N = numpy.ceil(tmax/dt)
dw = pi/N/dt

omegas_long = numpy.arange(N, dtype=float)*dw
rao_long = interpolate_complex_1d(omegas, rao, fill=0)(omegas_long)

irf = ifft(make_double(rao_long))[:N]*N/tmax
t = numpy.arange(N)*dt

return t, irf.real


Now I have an IRF (?). To check the response I also implemented the inverse and see that the RAO/FRF calculated from the IRF looks similar to the input RAO (when interpolated to constant frequency spacing).

I can now combine my RAO/FRF with a wave spectrum and perform a time realization using FFT. I also make a realization of the spectrum to get the unmodified input wave signal. This signal I convolve with the IRF.

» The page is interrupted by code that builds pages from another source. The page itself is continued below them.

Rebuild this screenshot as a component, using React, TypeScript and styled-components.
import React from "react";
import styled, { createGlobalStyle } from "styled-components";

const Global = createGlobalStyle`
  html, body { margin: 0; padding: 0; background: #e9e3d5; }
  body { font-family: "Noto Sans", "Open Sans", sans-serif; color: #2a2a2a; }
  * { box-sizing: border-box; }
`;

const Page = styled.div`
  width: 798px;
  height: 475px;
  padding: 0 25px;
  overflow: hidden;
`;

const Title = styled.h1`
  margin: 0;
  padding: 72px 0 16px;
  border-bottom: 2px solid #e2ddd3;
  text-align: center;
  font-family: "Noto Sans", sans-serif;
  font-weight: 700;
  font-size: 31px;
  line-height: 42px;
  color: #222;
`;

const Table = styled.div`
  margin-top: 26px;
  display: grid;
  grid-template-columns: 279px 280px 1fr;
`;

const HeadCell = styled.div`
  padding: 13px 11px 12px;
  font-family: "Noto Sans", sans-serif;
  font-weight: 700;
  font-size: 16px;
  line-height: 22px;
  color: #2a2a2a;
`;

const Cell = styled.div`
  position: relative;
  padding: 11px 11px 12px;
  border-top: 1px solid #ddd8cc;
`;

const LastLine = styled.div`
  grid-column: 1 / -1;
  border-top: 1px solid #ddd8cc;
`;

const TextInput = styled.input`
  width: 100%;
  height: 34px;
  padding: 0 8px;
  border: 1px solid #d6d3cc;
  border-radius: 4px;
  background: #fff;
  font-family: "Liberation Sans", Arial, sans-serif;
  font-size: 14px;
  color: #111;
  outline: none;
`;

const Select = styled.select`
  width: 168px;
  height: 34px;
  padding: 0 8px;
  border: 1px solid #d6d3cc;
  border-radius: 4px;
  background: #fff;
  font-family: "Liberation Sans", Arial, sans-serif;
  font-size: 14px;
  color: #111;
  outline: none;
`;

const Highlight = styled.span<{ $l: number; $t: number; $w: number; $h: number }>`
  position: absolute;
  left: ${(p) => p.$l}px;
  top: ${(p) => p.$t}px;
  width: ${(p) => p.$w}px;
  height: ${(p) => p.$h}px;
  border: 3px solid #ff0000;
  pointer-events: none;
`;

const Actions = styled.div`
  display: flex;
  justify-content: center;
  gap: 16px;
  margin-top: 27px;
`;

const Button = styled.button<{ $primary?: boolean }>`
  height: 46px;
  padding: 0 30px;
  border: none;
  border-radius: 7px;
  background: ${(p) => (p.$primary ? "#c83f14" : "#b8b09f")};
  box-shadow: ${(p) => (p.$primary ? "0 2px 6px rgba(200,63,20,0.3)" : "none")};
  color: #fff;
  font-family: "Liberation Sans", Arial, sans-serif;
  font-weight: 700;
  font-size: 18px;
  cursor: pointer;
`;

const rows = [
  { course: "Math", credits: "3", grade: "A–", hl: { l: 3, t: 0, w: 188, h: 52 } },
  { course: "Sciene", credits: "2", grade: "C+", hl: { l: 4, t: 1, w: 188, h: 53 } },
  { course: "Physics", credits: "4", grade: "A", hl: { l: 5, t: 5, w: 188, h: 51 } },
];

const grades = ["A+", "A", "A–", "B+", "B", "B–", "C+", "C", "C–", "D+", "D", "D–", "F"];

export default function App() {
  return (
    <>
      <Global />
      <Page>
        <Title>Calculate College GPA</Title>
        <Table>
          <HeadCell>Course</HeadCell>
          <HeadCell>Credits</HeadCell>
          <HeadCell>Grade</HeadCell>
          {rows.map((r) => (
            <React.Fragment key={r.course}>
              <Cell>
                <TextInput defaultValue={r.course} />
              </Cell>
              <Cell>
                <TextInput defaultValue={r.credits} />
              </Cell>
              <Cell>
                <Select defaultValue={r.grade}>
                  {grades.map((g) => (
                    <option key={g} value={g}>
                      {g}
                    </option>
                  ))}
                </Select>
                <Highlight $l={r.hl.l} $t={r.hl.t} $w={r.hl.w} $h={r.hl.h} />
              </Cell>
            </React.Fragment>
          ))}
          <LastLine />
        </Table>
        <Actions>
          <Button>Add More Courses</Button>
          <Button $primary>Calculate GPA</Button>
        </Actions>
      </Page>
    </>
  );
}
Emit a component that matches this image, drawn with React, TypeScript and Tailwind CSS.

I get the expected result if my RAO/FRF is 1 for all frequencies (meaning I get the wave signal back). However the response to the peaked RAO defined above is not as I expect. The time realization from the wave spectrum multiplied by the RAO^2 is not the same as the result of the convolution. Should not these match. I am pretty sure our code to make realizations of response spectra works as it should and I have tested with wave spectra consisting of one pure sine wave and the response is as expected with an FFT of the response spectrum, but not when using convolution  Sorry for the convoluted question

Filters are usually real, not complex, but occasionally they are complex. What do you do with the complex impulse response? Convolve it with your data, just like you would with a real impulse response. This will likely result in a complex output. What you do with the imaginary part at that point depends on the situation. Sometimes it makes sense to leave the data complex, sometimes it makes sense to get rid of the imaginary part.

The imaginary part of the filter would particularly affect the output phase, so the fact that the output phase is not what you expected when you only used the real part of the impulse response makes sense.

• Convolution with a complex filter is not equivalent to convolving the real and imaginary parts separately. For a complex filter, convolution is specified as an inner product of the filter coefficients (its impulse response) and the input signal. There are cross-terms in that inner product where the real part of the impulse response multiplies the imaginary part of the input signal, and vice versa. If you perform two separate real convolutions, you don't get those terms. – Jason R Jun 5 '12 at 14:15
• @JasonR I saw that that portion of the answer was not very clear, so I decided to get rid of it. – Jim Clay Jun 5 '12 at 14:32
• Hi, this did change the results, but not quite as I had hoped. Can ther be differet reasons why the amplitude is less than what I expect? !new results – Tormod Jun 5 '12 at 14:33
• The dashed lines are the output from convolution with the complex IRF and output = output.real + output.imag – Tormod Jun 5 '12 at 14:36
• @Tormod It would be easier to understand and help if you could explain clearly what Signal, Signal IRF, Wave, Wave IRF, IRF 1/2/3, RAO, and RAO IRF 1/2 are. I don't necessarily need to know what the physical context- just things like what is the input, what is the filter, and what is the output. – Jim Clay Jun 5 '12 at 15:01

A function with real even symmetry and imaginary odd symmetry will always have a purely real DFT/IDFT. If you define the frequency response for only positive frequencies, then your spectrum does not have any symmetry about 0, and will have a complex impulse response.

This should make sense, because cosine functions are even and sine functions are odd. If you have an arbitrary even function, you would only be able to express it in terms of cosines, not sines. Hence, it's frequency spectrum would be purely real.

An even impulse response would have coefficients for positive and negative times, which means it would have to see into the future. In order to implement this in a real time filter, you would shift the impulse response until it can be implemented with only data that has already happened. This shift will cause a linear phase response in the frequency domain.

If you are using an FFT, keep in mind that negative frequencies will be aliased up to the region below the sample rate frequency.